Germany Caught in the Contagion

Equity markets came off their lows overnight despite a 236 point drop in the Dow Jones, but sentiment remains extremely fragile and any let up in pressure on risk assets will prove temporary. A weak bond auction in Germany highlights the severity of contagion across Europe. If the core is being hit then there is no safe haven in Europe anymore. On a positive note it might just make German officials finally realise that they need to act quickly to provide solutions to the crisis.

Weak data notably outside the US adds to the malaise, with in particular China’s HSBC November weaker purchasing managers’ indices coming in below the 50 boom/bust level. Europe’s weaker purchasing managers indices highlight the prospects of looming recession while the news in Germany is not only bad on the bond front bad also on the data front. Today’s German November IFO survey will continue in the same vein, with further weakness in this business survey expected.

Bearing in mind the US Thanksgiving holiday today thin liquidity will mean that conditions are ripe for exaggerated market moves.

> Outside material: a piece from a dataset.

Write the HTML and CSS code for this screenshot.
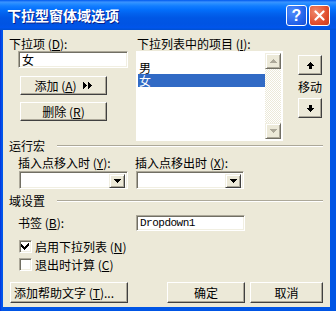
FILE: index.html
```html
<!DOCTYPE html>
<html lang="zh-CN">
<head>
  <meta charset="UTF-8">
  <title>下拉型窗体域选项</title>
  <link rel="stylesheet" href="styles.css">
</head>
<body>
  <div class="window">
    <div class="titlebar">
      <div class="title">下拉型窗体域选项</div>
      <div class="caption-btn help">?</div>
      <div class="caption-btn close">
        <svg width="11" height="11" viewBox="0 0 11 11"><path d="M1.5 1.5L9.5 9.5M9.5 1.5L1.5 9.5" stroke="#fff" stroke-width="2.2" stroke-linecap="round"/></svg>
      </div>
    </div>

    <div class="client">
      <div class="top">
        <div class="col-left">
          <div class="label">下拉项 (<u>D</u>):</div>
          <div class="field item-field">女</div>
          <div class="btn add-btn">添加 (<u>A</u>)
            <svg class="dbl" width="10" height="7" viewBox="0 0 10 7" shape-rendering="crispEdges"><path d="M0 0h1v1h1v1h1v1h1v1h-1v1h-1v1h-1v1H0z M5 0h1v1h1v1h1v1h1v1h-1v1h-1v1h-1v1H5z" fill="#000"/></svg>
          </div>
          <div class="btn del-btn">删除 (<u>R</u>)</div>
        </div>

        <div class="col-mid">
          <div class="label">下拉列表中的项目 (<u>I</u>):</div>
          <div class="listbox">
            <div class="list-items">
              <div class="list-item">男</div>
              <div class="list-item selected">女</div>
            </div>
            <div class="scrollbar">
              <div class="sb-btn">
                <svg width="7" height="4" viewBox="0 0 7 4" shape-rendering="crispEdges"><path d="M3 0h1v1h1v1h1v1h1v1H0V3h1V2h1V1h1z" fill="#aca899"/></svg>
              </div>
              <div class="sb-track"></div>
              <div class="sb-btn">
                <svg width="7" height="4" viewBox="0 0 7 4" shape-rendering="crispEdges"><path d="M0 0h7v1h-1v1h-1v1h-1v1h-1V3h-1V2h-1V1H0z" fill="#aca899"/></svg>
              </div>
            </div>
          </div>
        </div>

        <div class="col-right">
          <div class="btn move-btn">
            <svg width="7" height="7" viewBox="0 0 7 7" shape-rendering="crispEdges"><path d="M3 0h1v1h1v1h1v1h1v1H0V3h1V2h1V1h1z M2 4h3v3H2z" fill="#000"/></svg>
          </div>
          <div class="move-label">移动</div>
          <div class="btn move-btn">
            <svg width="7" height="7" viewBox="0 0 7 7" shape-rendering="crispEdges"><path d="M2 0h3v3H2z M0 3h7v1h-1v1h-1v1h-1v1h-1V6h-1V5h-1V4H0z" fill="#000"/></svg>
          </div>
        </div>
      </div>

      <div class="group-head"><span>运行宏</span><i class="etch"></i></div>
      <div class="macro-row">
        <div class="macro-col first">
          <div class="label">插入点移入时 (<u>Y</u>):</div>
          <div class="field combo">
            <div class="combo-arrow">
              <svg width="7" height="4" viewBox="0 0 7 4" shape-rendering="crispEdges"><path d="M0 0h7v1h-1v1h-1v1h-1v1h-1V3h-1V2h-1V1H0z" fill="#000"/></svg>
            </div>
          </div>
        </div>
        <div class="macro-col second">
          <div class="label">插入点移出时 (<u>X</u>):</div>
          <div class="field combo">
            <div class="combo-arrow">
              <svg width="7" height="4" viewBox="0 0 7 4" shape-rendering="crispEdges"><path d="M0 0h7v1h-1v1h-1v1h-1v1h-1V3h-1V2h-1V1H0z" fill="#000"/></svg>
            </div>
          </div>
        </div>
      </div>

      <div class="group-head second-group"><span>域设置</span><i class="etch"></i></div>
      <div class="bookmark-row">
        <div class="bookmark-label">书签 (<u>B</u>):</div>
        <div class="field bookmark-field">Dropdown1</div>
      </div>
      <div class="check-row first-check">
        <div class="checkbox">
          <svg width="9" height="9" viewBox="0 0 9 9" shape-rendering="crispEdges"><path d="M7 1h1v3h-1v1h-1v1h-1v1h-1v1h-1v-1h-1v-1h-1v-1H0V2h1v1h1v1h1v1h1V4h1V3h1V2h1z" fill="#000"/></svg>
        </div>
        <span>启用下拉列表 (<u>N</u>)</span>
      </div>
      <div class="check-row second-check">
        <div class="checkbox"></div>
        <span>退出时计算 (<u>C</u>)</span>
      </div>

      <div class="bottom-row">
        <div class="btn help-text-btn">添加帮助文字 (<u>T</u>)...</div>
        <div class="btn ok-btn">确定</div>
        <div class="btn cancel-btn">取消</div>
      </div>
    </div>
  </div>
</body>
</html>
```

FILE: styles.css
```css
body {
  margin: 0;
  width: 336px;
  height: 311px;
  overflow: hidden;
  font-family: "Noto Sans CJK SC", sans-serif;
  font-size: 12px;
  color: #000;
  background: #0055e5;
}

u {
  text-decoration: underline;
  text-underline-offset: 1px;
}

.window {
  width: 336px;
  height: 311px;
  display: flex;
  flex-direction: column;
  background: linear-gradient(to right, #0831d9, #0058ee 2px, #0055e5 3px);
}

.titlebar {
  height: 30px;
  flex: none;
  display: flex;
  align-items: center;
  padding: 0 6px 0 7px;
  background: linear-gradient(to bottom, #0058ee 0%, #3a93ff 7%, #288eff 12%, #127dff 20%, #036ffc 32%, #0262ee 45%, #0057e5 60%, #0054e3 80%, #0055eb 92%, #0050d2 100%);
}

.title {
  flex: 1;
  color: #fff;
  font-size: 14px;
  font-weight: bold;
  line-height: 16px;
  text-shadow: 1px 1px #0a1f8a;
}

.caption-btn {
  width: 21px;
  height: 21px;
  box-sizing: border-box;
  border: 1px solid #fff;
  border-radius: 3px;
  display: flex;
  align-items: center;
  justify-content: center;
  color: #fff;
}

.help {
  margin-right: 2px;
  background: radial-gradient(circle at 30% 30%, #4f8dfc, #1f5ee8 70%, #1a4fd0);
  font-family: "Liberation Sans", sans-serif;
  font-size: 16px;
  font-weight: bold;
  line-height: 19px;
}

.close {
  background: radial-gradient(circle at 30% 30%, #f0896c, #df4b2b 65%, #c63d1e);
}

.client {
  flex: 1;
  margin: 0 6px 4px 3px;
  padding: 7px 0 0 6px;
  background: #ece9d8;
}

.label {
  height: 14px;
  line-height: 14px;
  white-space: nowrap;
}

/* sunken 3D edge */
.field {
  box-sizing: border-box;
  background: #fff;
  border: 1px solid;
  border-color: #aca899 #fff #fff #aca899;
  box-shadow: inset 1px 1px #716f64, inset -1px -1px #f1efe2;
}

/* raised 3D edge */
.btn {
  box-sizing: border-box;
  background: #ece9d8;
  border: 1px solid;
  border-color: #fff #404040 #404040 #fff;
  box-shadow: inset -1px -1px #aca899;
  display: flex;
  align-items: center;
  justify-content: center;
  white-space: nowrap;
  line-height: 14px;
}

.top {
  display: flex;
  height: 100px;
}

.col-left {
  width: 127px;
}

.item-field {
  margin-left: 9px;
  width: 110px;
  height: 17px;
  padding-left: 3px;
  line-height: 15px;
}

.add-btn {
  margin: 8px 0 0 11px;
  width: 87px;
  height: 19px;
}

.add-btn .dbl {
  margin-left: 6px;
}

.del-btn {
  margin: 7px 0 0 11px;
  width: 87px;
  height: 19px;
}

.col-mid {
  width: 147px;
}

.col-mid .label {
  padding-left: 1px;
}

.listbox {
  height: 86px;
  display: flex;
  padding: 2px;
  background: #fff;
}

.list-items {
  flex: 1;
  padding-top: 8px;
}

.list-item {
  height: 13px;
  line-height: 13px;
  padding-left: 1px;
}

.list-item.selected {
  background: #316ac5;
  color: #fff;
}

.scrollbar {
  width: 16px;
  display: flex;
  flex-direction: column;
}

.sb-btn {
  height: 16px;
  box-sizing: border-box;
  background: #ece9d8;
  border: 1px solid;
  border-color: #f1efe2 #716f64 #716f64 #f1efe2;
  box-shadow: inset 1px 1px #fff, inset -1px -1px #aca899;
  display: flex;
  align-items: center;
  justify-content: center;
}

.sb-track {
  flex: 1;
  background: repeating-conic-gradient(#fff 0 25%, #ece9d8 0 50%) 0 0 / 2px 2px;
}

.col-right {
  margin-left: 15px;
  padding-top: 18px;
  width: 24px;
  display: flex;
  flex-direction: column;
  align-items: center;
}

.move-btn {
  width: 24px;
  height: 20px;
}

.move-label {
  height: 23px;
  line-height: 23px;
  white-space: nowrap;
}

.group-head {
  margin-top: 3px;
  height: 12px;
  display: flex;
  align-items: center;
  line-height: 12px;
}

.group-head.second-group {
  margin-top: 6px;
}

.etch {
  flex: 1;
  margin: 0 7px 0 12px;
  border-top: 1px solid #aca899;
  border-bottom: 1px solid #fff;
}

.macro-row {
  display: flex;
  margin-top: 4px;
}

.macro-col.first {
  margin-left: 9px;
  width: 117px;
}

.macro-col .combo {
  margin: 1px 0 0 1px;
  height: 18px;
  padding: 2px;
  display: flex;
  justify-content: flex-end;
}

.macro-col.first .combo {
  width: 109px;
}

.macro-col.second .combo {
  width: 108px;
}

.combo-arrow {
  width: 16px;
  height: 14px;
  box-sizing: border-box;
  background: #ece9d8;
  border: 1px solid;
  border-color: #f1efe2 #404040 #404040 #f1efe2;
  box-shadow: inset 1px 1px #fff, inset -1px -1px #aca899;
  display: flex;
  align-items: center;
  justify-content: center;
}

.bookmark-row {
  display: flex;
  align-items: center;
  margin-top: 8px;
  height: 16px;
}

.bookmark-label {
  margin-left: 9px;
  width: 118px;
  line-height: 14px;
}

.bookmark-field {
  width: 109px;
  height: 16px;
  padding-left: 3px;
  font-family: "Liberation Mono", monospace;
  font-size: 11px;
  letter-spacing: -0.5px;
  line-height: 14px;
}

.check-row {
  display: flex;
  align-items: center;
  height: 13px;
  margin-left: 10px;
  line-height: 13px;
}

.check-row.first-check {
  margin-top: 9px;
}

.check-row.second-check {
  margin-top: 5px;
}

.checkbox {
  width: 13px;
  height: 13px;
  box-sizing: border-box;
  background: #fff;
  border: 1px solid;
  border-color: #aca899 #fff #fff #aca899;
  box-shadow: inset 1px 1px #716f64, inset -1px -1px #f1efe2;
  display: flex;
  align-items: center;
  justify-content: center;
  margin-right: 3px;
}

.bottom-row {
  display: flex;
  margin-top: 11px;
}

.help-text-btn {
  margin-left: 1px;
  width: 118px;
  height: 21px;
  justify-content: flex-start;
  padding-left: 3px;
}

.ok-btn {
  margin-left: 39px;
  width: 78px;
  height: 21px;
}

.cancel-btn {
  margin-left: 5px;
  width: 73px;
  height: 21px;
}
```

EUR/USD has already sustained a drop below the important 1.3500 level as even the underling strong Asian demand appears to have been pulled back. More downside is expected but technicals suggests that it will be hard trudge lower, with near term support seen around 1.3285 (10 day Bollinger Band). The near term range is likely to be 1.3285-1.3505 although given the US holiday the range may be even tighter.

Aside from the IFO attention today will focus on a meeting between Chancellor Merkel, President Sarkozy and Prime Minister Monti. As usual expect a lot of hot air but little action. Also note there is a general strike in Portugal today protesting against austerity measures in the country.

Eurozone contagion spreading quickly

Contagion from the eurozone debt crisis is spreading quickly, threatening to turn a regional crisis into a global crisis. As highlighted by Fitch ratings further contagion would pose a risk to US banks. Consequently risk assets continue to be sold but interestingly oil prices are climbing. Taken together with comments earlier in the day from the Bank of England that failure to resolve the crisis will lead to “significant adverse effects” on the global economy, it highlights the risks of both economic and financial contagion.

Predominately for some countries this is becoming a crisis of confidence and failure of officials to get to grips with the situation is resulting in an ever worsening spiral of negativity. Although Monti was sworn in as Italian Prime Minister and Papademos won a confidence motion in the Greek parliament the hard work begins now for both leaders in convincing markets of their reform credentials. Given that there is no agreement from eurozone officials forthcoming, sentiment is set to worsen further, with safe haven assets the main beneficiaries.

EUR/USD dropped sharply in yesterday’s session hitting a low around 1.3429. Attempts to rally were sold into, with sellers noted just below 1.3560. Even an intensification of bond purchases by the European Central Bank (ECB) failed to prevent eurozone bond yields moving higher and the EUR from falling.

Against this background and in the absence of key data releases EUR will find direction from the Spanish 10 year bond auction while a French BTAN auction will also be watched carefully given the recent increase in pressure on French bonds. Having broken below 1.3500, EUR/USD will aim for a test of the 10 October low around 1.3346 where some technical support can be expected.

US data releases have been coming in better than expected over recent weeks, acting to dampen expectations of more Fed quantitative easing and in turn helping to remove an impediment to USD appreciation. While the jury is still out on QE, the USD is enjoying some relief from receding expectations that the Fed will forced to purchase more assets. Further USD gains are likely, with data today including October housing starts and the November Philly Fed manufacturing confidence survey unlikely to derail the currency despite a likely drop in starts.